**Task to carry out**: Omit every picture and return the rest of the data unaltered.

::::::::::

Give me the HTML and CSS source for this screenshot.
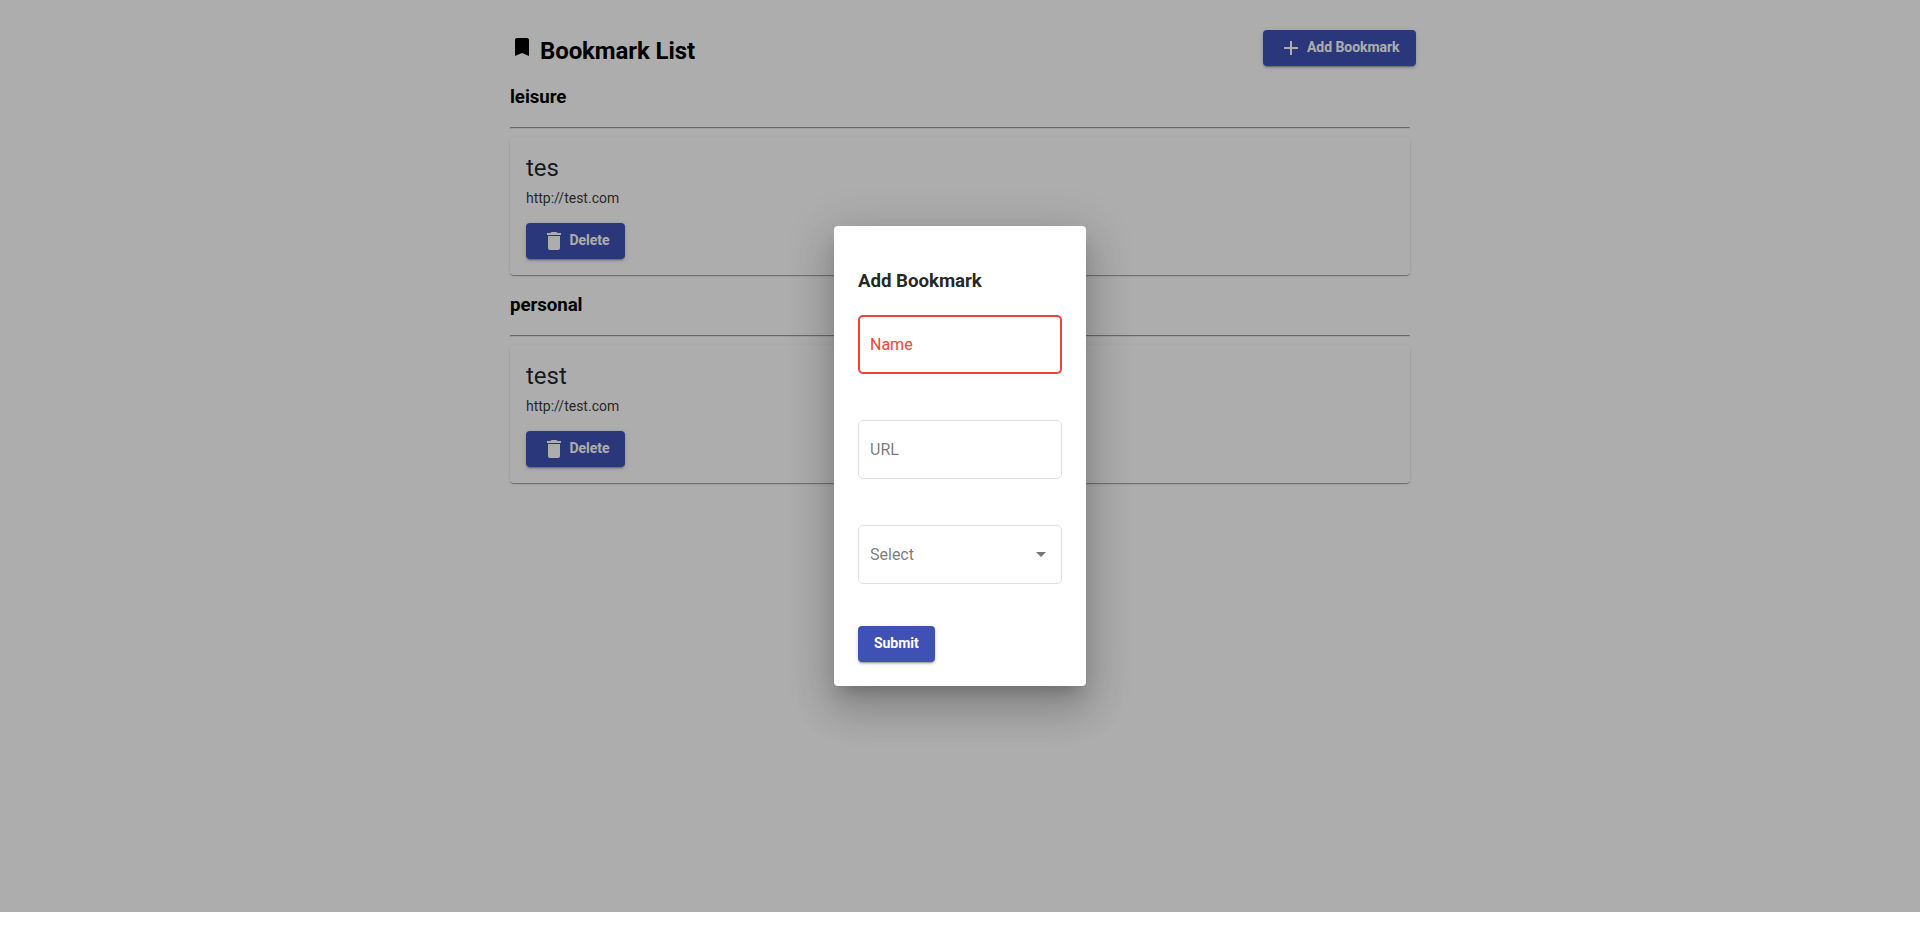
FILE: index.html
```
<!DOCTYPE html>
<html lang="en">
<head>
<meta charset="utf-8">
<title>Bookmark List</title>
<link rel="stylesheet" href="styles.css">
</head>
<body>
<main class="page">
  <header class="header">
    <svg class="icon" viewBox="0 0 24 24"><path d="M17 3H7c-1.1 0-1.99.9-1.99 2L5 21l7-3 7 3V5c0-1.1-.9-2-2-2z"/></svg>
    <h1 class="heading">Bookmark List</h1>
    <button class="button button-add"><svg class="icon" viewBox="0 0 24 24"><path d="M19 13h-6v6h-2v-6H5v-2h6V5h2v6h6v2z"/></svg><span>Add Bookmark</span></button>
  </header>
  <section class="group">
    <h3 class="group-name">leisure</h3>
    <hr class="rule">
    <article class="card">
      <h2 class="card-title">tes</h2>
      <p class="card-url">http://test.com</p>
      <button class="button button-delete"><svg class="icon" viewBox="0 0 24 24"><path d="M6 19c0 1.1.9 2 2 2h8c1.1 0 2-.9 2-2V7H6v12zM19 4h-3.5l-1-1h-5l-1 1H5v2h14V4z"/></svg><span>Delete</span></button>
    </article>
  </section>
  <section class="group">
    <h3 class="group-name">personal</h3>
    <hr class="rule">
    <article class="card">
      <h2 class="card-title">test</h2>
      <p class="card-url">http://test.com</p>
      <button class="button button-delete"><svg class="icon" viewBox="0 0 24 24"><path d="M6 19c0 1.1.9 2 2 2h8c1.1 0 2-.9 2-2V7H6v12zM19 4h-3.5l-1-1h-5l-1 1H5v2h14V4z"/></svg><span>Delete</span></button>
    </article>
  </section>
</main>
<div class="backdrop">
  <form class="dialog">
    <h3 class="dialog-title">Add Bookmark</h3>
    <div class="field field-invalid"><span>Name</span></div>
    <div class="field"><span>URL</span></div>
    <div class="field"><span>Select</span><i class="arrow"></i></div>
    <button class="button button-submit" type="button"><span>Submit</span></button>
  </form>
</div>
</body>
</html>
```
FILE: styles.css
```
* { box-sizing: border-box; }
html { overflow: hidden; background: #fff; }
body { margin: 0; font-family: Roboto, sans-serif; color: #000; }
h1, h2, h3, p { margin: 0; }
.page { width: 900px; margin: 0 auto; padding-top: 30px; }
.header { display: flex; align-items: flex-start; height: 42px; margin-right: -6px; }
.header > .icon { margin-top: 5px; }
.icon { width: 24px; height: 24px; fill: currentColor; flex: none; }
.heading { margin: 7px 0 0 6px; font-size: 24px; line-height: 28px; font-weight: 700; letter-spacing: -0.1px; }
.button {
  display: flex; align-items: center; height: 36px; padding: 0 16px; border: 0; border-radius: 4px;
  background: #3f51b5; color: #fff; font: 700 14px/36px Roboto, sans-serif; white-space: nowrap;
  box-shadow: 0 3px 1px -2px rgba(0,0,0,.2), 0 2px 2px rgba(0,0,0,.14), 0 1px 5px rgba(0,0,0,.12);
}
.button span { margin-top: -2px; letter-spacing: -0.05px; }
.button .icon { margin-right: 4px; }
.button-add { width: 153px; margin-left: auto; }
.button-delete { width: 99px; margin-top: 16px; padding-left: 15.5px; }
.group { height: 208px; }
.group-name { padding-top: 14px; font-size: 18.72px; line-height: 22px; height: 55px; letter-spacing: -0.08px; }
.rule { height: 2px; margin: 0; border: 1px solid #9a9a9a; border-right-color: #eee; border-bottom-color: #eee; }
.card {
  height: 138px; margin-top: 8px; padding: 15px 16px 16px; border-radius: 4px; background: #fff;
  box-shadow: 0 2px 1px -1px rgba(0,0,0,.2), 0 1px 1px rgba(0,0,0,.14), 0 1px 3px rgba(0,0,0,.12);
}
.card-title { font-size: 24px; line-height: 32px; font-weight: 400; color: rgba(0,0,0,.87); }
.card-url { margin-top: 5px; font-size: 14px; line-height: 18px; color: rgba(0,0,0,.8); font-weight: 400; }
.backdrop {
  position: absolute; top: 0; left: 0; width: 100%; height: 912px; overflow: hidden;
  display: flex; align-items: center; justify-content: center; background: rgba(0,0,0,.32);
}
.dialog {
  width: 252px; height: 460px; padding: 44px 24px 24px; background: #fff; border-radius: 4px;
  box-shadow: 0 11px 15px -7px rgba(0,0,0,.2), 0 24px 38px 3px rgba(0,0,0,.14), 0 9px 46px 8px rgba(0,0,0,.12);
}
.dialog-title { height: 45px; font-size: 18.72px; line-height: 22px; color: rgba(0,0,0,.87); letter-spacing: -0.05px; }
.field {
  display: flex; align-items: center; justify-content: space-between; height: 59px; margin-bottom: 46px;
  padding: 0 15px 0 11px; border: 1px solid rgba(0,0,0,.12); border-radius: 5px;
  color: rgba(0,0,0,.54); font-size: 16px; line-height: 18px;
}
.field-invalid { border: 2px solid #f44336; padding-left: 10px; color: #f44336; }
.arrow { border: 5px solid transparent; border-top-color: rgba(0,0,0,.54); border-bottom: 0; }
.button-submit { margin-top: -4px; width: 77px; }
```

::::::::::

**The solution**:
Give me the HTML and CSS source for this screenshot.
FILE: index.html
```
<!DOCTYPE html>
<html lang="en">
<head>
<meta charset="utf-8">
<title>Bookmark List</title>
<link rel="stylesheet" href="styles.css">
</head>
<body>
<main class="page">
  <header class="header">
    <svg class="icon" viewBox="0 0 24 24"><path d="M17 3H7c-1.1 0-1.99.9-1.99 2L5 21l7-3 7 3V5c0-1.1-.9-2-2-2z"/></svg>
    <h1 class="heading">Bookmark List</h1>
    <button class="button button-add"><svg class="icon" viewBox="0 0 24 24"><path d="M19 13h-6v6h-2v-6H5v-2h6V5h2v6h6v2z"/></svg><span>Add Bookmark</span></button>
  </header>
  <section class="group">
    <h3 class="group-name">leisure</h3>
    <hr class="rule">
    <article class="card">
      <h2 class="card-title">tes</h2>
      <p class="card-url">http://test.com</p>
      <button class="button button-delete"><svg class="icon" viewBox="0 0 24 24"><path d="M6 19c0 1.1.9 2 2 2h8c1.1 0 2-.9 2-2V7H6v12zM19 4h-3.5l-1-1h-5l-1 1H5v2h14V4z"/></svg><span>Delete</span></button>
    </article>
  </section>
  <section class="group">
    <h3 class="group-name">personal</h3>
    <hr class="rule">
    <article class="card">
      <h2 class="card-title">test</h2>
      <p class="card-url">http://test.com</p>
      <button class="button button-delete"><svg class="icon" viewBox="0 0 24 24"><path d="M6 19c0 1.1.9 2 2 2h8c1.1 0 2-.9 2-2V7H6v12zM19 4h-3.5l-1-1h-5l-1 1H5v2h14V4z"/></svg><span>Delete</span></button>
    </article>
  </section>
</main>
<div class="backdrop">
  <form class="dialog">
    <h3 class="dialog-title">Add Bookmark</h3>
    <div class="field field-invalid"><span>Name</span></div>
    <div class="field"><span>URL</span></div>
    <div class="field"><span>Select</span><i class="arrow"></i></div>
    <button class="button button-submit" type="button"><span>Submit</span></button>
  </form>
</div>
</body>
</html>
```
FILE: styles.css
```
* { box-sizing: border-box; }
html { overflow: hidden; background: #fff; }
body { margin: 0; font-family: Roboto, sans-serif; color: #000; }
h1, h2, h3, p { margin: 0; }
.page { width: 900px; margin: 0 auto; padding-top: 30px; }
.header { display: flex; align-items: flex-start; height: 42px; margin-right: -6px; }
.header > .icon { margin-top: 5px; }
.icon { width: 24px; height: 24px; fill: currentColor; flex: none; }
.heading { margin: 7px 0 0 6px; font-size: 24px; line-height: 28px; font-weight: 700; letter-spacing: -0.1px; }
.button {
  display: flex; align-items: center; height: 36px; padding: 0 16px; border: 0; border-radius: 4px;
  background: #3f51b5; color: #fff; font: 700 14px/36px Roboto, sans-serif; white-space: nowrap;
  box-shadow: 0 3px 1px -2px rgba(0,0,0,.2), 0 2px 2px rgba(0,0,0,.14), 0 1px 5px rgba(0,0,0,.12);
}
.button span { margin-top: -2px; letter-spacing: -0.05px; }
.button .icon { margin-right: 4px; }
.button-add { width: 153px; margin-left: auto; }
.button-delete { width: 99px; margin-top: 16px; padding-left: 15.5px; }
.group { height: 208px; }
.group-name { padding-top: 14px; font-size: 18.72px; line-height: 22px; height: 55px; letter-spacing: -0.08px; }
.rule { height: 2px; margin: 0; border: 1px solid #9a9a9a; border-right-color: #eee; border-bottom-color: #eee; }
.card {
  height: 138px; margin-top: 8px; padding: 15px 16px 16px; border-radius: 4px; background: #fff;
  box-shadow: 0 2px 1px -1px rgba(0,0,0,.2), 0 1px 1px rgba(0,0,0,.14), 0 1px 3px rgba(0,0,0,.12);
}
.card-title { font-size: 24px; line-height: 32px; font-weight: 400; color: rgba(0,0,0,.87); }
.card-url { margin-top: 5px; font-size: 14px; line-height: 18px; color: rgba(0,0,0,.8); font-weight: 400; }
.backdrop {
  position: absolute; top: 0; left: 0; width: 100%; height: 912px; overflow: hidden;
  display: flex; align-items: center; justify-content: center; background: rgba(0,0,0,.32);
}
.dialog {
  width: 252px; height: 460px; padding: 44px 24px 24px; background: #fff; border-radius: 4px;
  box-shadow: 0 11px 15px -7px rgba(0,0,0,.2), 0 24px 38px 3px rgba(0,0,0,.14), 0 9px 46px 8px rgba(0,0,0,.12);
}
.dialog-title { height: 45px; font-size: 18.72px; line-height: 22px; color: rgba(0,0,0,.87); letter-spacing: -0.05px; }
.field {
  display: flex; align-items: center; justify-content: space-between; height: 59px; margin-bottom: 46px;
  padding: 0 15px 0 11px; border: 1px solid rgba(0,0,0,.12); border-radius: 5px;
  color: rgba(0,0,0,.54); font-size: 16px; line-height: 18px;
}
.field-invalid { border: 2px solid #f44336; padding-left: 10px; color: #f44336; }
.arrow { border: 5px solid transparent; border-top-color: rgba(0,0,0,.54); border-bottom: 0; }
.button-submit { margin-top: -4px; width: 77px; }
```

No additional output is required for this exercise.